A few days after Sam’s tenth birthday, she did get a callback for a Saturday-morning cartoon show about tiny singing blue trolls, but in the end, they decided that they wanted someone whose voice was less ethnic. Briefly, Anna wondered what was “ethnic” about her voice: she was a native Angeleno. It was never any use to dig down on rejection feedback, though. Maybe they didn’t like her because she was no good, not talented, too short. Maybe they didn’t like her because they were racist or sexist or harboring some other secret prejudice. In the end, they didn’t like her because they didn’t like her. She wasn’t going to reason them out of their dislike. She wasn’t going to teach anyone anything.
While she waited for her big West Coast break, she took classes: acting (voice, auditions, movement), dance, yoga, computer programming, memoir writing. She meditated. She went to therapy. She worked at her parents’ restaurant when they needed the help. She watched her bank account diminish—she and Sam had far fewer expenses now that they were living with her parents, so it didn’t go down as quickly as it might have. But there were expenses. Life was expensive anywhere you were. The classes cost money, though she considered them necessary. She’d bought a used car. She needed new headshots and clothes. She paid her parents room and board, even though they said she didn’t need to. Eventually, she’d need money to find them their own place, in a good school district, better than the Echo Park one her parents were zoned for. And she needed to work, because if she didn’t work soon, she’d lose her union health insurance, and Sam would lose coverage, too. She told her agent: Send me in for anything. I will literally do anything.
In September, she had three auditions.

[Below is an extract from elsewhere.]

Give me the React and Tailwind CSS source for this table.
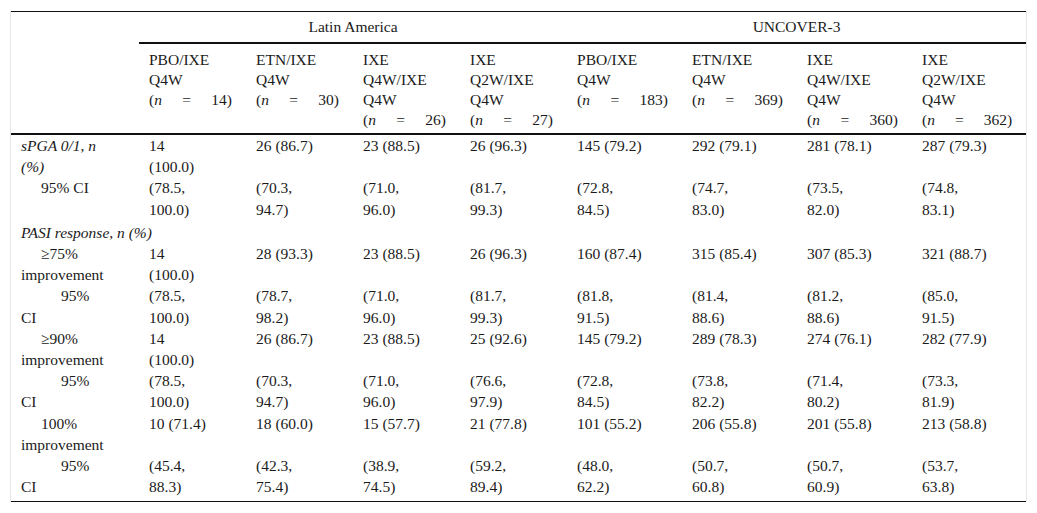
const groups = [
  { label: 'PBO/IXE', lines: ['Q4W'], n: '14' },
  { label: 'ETN/IXE', lines: ['Q4W'], n: '30' },
  { label: 'IXE', lines: ['Q4W/IXE', 'Q4W'], n: '26' },
  { label: 'IXE', lines: ['Q2W/IXE', 'Q4W'], n: '27' },
  { label: 'PBO/IXE', lines: ['Q4W'], n: '183' },
  { label: 'ETN/IXE', lines: ['Q4W'], n: '369' },
  { label: 'IXE', lines: ['Q4W/IXE', 'Q4W'], n: '360' },
  { label: 'IXE', lines: ['Q2W/IXE', 'Q4W'], n: '362' },
]

const rows = [
  {
    head: <span className="italic">sPGA 0/1, n<br />(%)</span>,
    cells: [['14', '(100.0)'], ['26 (86.7)'], ['23 (88.5)'], ['26 (96.3)'], ['145 (79.2)'], ['292 (79.1)'], ['281 (78.1)'], ['287 (79.3)']],
  },
  {
    head: '95% CI', indent: 'indent-5',
    cells: [['(78.5,', '100.0)'], ['(70.3,', '94.7)'], ['(71.0,', '96.0)'], ['(81.7,', '99.3)'], ['(72.8,', '84.5)'], ['(74.7,', '83.0)'], ['(73.5,', '82.0)'], ['(74.8,', '83.1)']],
  },
  { head: <span className="italic">PASI response, n (%)</span>, span: true },
  {
    head: <>≥75%<br />improvement</>, indent: 'indent-5',
    cells: [['14', '(100.0)'], ['28 (93.3)'], ['23 (88.5)'], ['26 (96.3)'], ['160 (87.4)'], ['315 (85.4)'], ['307 (85.3)'], ['321 (88.7)']],
  },
  {
    head: <>95%<br />CI</>, indent: 'indent-10',
    cells: [['(78.5,', '100.0)'], ['(78.7,', '98.2)'], ['(71.0,', '96.0)'], ['(81.7,', '99.3)'], ['(81.8,', '91.5)'], ['(81.4,', '88.6)'], ['(81.2,', '88.6)'], ['(85.0,', '91.5)']],
  },
  {
    head: <>≥90%<br />improvement</>, indent: 'indent-5',
    cells: [['14', '(100.0)'], ['26 (86.7)'], ['23 (88.5)'], ['25 (92.6)'], ['145 (79.2)'], ['289 (78.3)'], ['274 (76.1)'], ['282 (77.9)']],
  },
  {
    head: <>95%<br />CI</>, indent: 'indent-10',
    cells: [['(78.5,', '100.0)'], ['(70.3,', '94.7)'], ['(71.0,', '96.0)'], ['(76.6,', '97.9)'], ['(72.8,', '84.5)'], ['(73.8,', '82.2)'], ['(71.4,', '80.2)'], ['(73.3,', '81.9)']],
  },
  {
    head: <>100%<br />improvement</>, indent: 'indent-5',
    cells: [['10 (71.4)'], ['18 (60.0)'], ['15 (57.7)'], ['21 (77.8)'], ['101 (55.2)'], ['206 (55.8)'], ['201 (55.8)'], ['213 (58.8)']],
  },
  {
    head: <>95%<br />CI</>, indent: 'indent-10', last: true,
    cells: [['(45.4,', '88.3)'], ['(42.3,', '75.4)'], ['(38.9,', '74.5)'], ['(59.2,', '89.4)'], ['(48.0,', '62.2)'], ['(50.7,', '60.8)'], ['(50.7,', '60.9)'], ['(53.7,', '63.8)']],
  },
]

const widths = ['w-[128px]', 'w-[107px]', 'w-[107px]', 'w-[107px]', 'w-[107px]', 'w-[115px]', 'w-[115px]', 'w-[115px]', 'w-[114px]']

export default function App() {
  return (
    <div className="bg-white min-h-[513px] pt-[11px]">
      <div className="ml-[10px] w-[1017px] border-x border-[#e6e6e6]">
        <table
          className="w-[1015px] table-fixed border-collapse border-t border-b border-[#111] text-[15.5px] text-[#1a1a1a]"
          style={{ fontFamily: '"Liberation Serif", "Times New Roman", serif' }}
        >
          <colgroup>
            {widths.map((w, i) => <col key={i} className={w} />)}
          </colgroup>
          <thead>
            <tr>
              <th rowSpan={2} className="border-b-2 border-[#111]"></th>
              <th colSpan={4} className="font-normal leading-[20px] pt-[5px] pb-[5px] border-b-2 border-[#111]">Latin America</th>
              <th colSpan={4} className="font-normal leading-[20px] pt-[5px] pb-[5px] border-b-2 border-[#111]">UNCOVER-3</th>
            </tr>
            <tr>
              {groups.map((g, i) => (
                <th key={i} className="font-normal text-left align-top leading-[20px] pl-[10px] pr-[14px] pt-[6px] pb-[3px] border-b-2 border-[#111]">
                  <div>{g.label}</div>
                  {g.lines.map((l, j) => <div key={j}>{l}</div>)}
                  <div className="text-justify [text-align-last:justify]">
                    (<span className="italic">n</span> = {g.n})
                  </div>
                </th>
              ))}
            </tr>
          </thead>
          <tbody>
            {rows.map((r, i) => {
              const pad = r.last ? 'pb-[4px]' : r.span ? 'pt-[2px]' : ''
              return (
                <tr key={i}>
                  <td colSpan={r.span ? 9 : 1} className={`align-top leading-[21.2px] pl-[10px] pr-[14px] ${pad} ${r.indent || ''}`}>
                    {r.head}
                  </td>
                  {!r.span && r.cells.map((c, j) => (
                    <td key={j} className={`align-top leading-[21.2px] pl-[10px] pr-[14px] ${pad}`}>
                      {c.map((l, k) => <div key={k}>{l}</div>)}
                    </td>
                  ))}
                </tr>
              )
            })}
          </tbody>
        </table>
      </div>
    </div>
  )
}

The first was for the national touring company of South Pacific: the minor role of Liat, with the possibility of understudying a larger role. Anna thought South Pacific was racist, and a national touring company would mean being away from Sam for the whole year. The second was for the role of an “ethnic” maid on General Hospital who would end up having an affair with the male lead of the show. The character’s name on the sides was Ximena, but Anna’s agent assured her that the producers were open to all colors: Ximena could be LaToya could be Meimei could be Anna (but probably not literally Anna, because that sounded too white)。 And behind door number three was a model/hostess gig on a newish game show called Press That Button! The program was meant to be a competitor to The Price Is Right and was hosted by Chip Willingham, who was famous, though Anna wasn’t quite sure for what, maybe just being a host of things. The show was replacing one of their two spokesmodels. (Though they weren’t really spokesmodels, in that they were rarely called upon to speak.) Anna was short to be a model—she was five-foot-five—but if she wore her highest heels, she was shapely enough and slim enough and high-cheekboned enough to present as a model. In addition to an Asian, they were looking for someone in her twenties with “a great sense of humor,” which usually meant that some degree of humiliation would be involved. Anna didn’t want the gig anyway. Game-show model was not real acting. Anna had gone to Northwestern and had even done a stint at the Royal Academy of Dramatic Art. Anna had been on Broadway. Anna was trained. Anna had craft.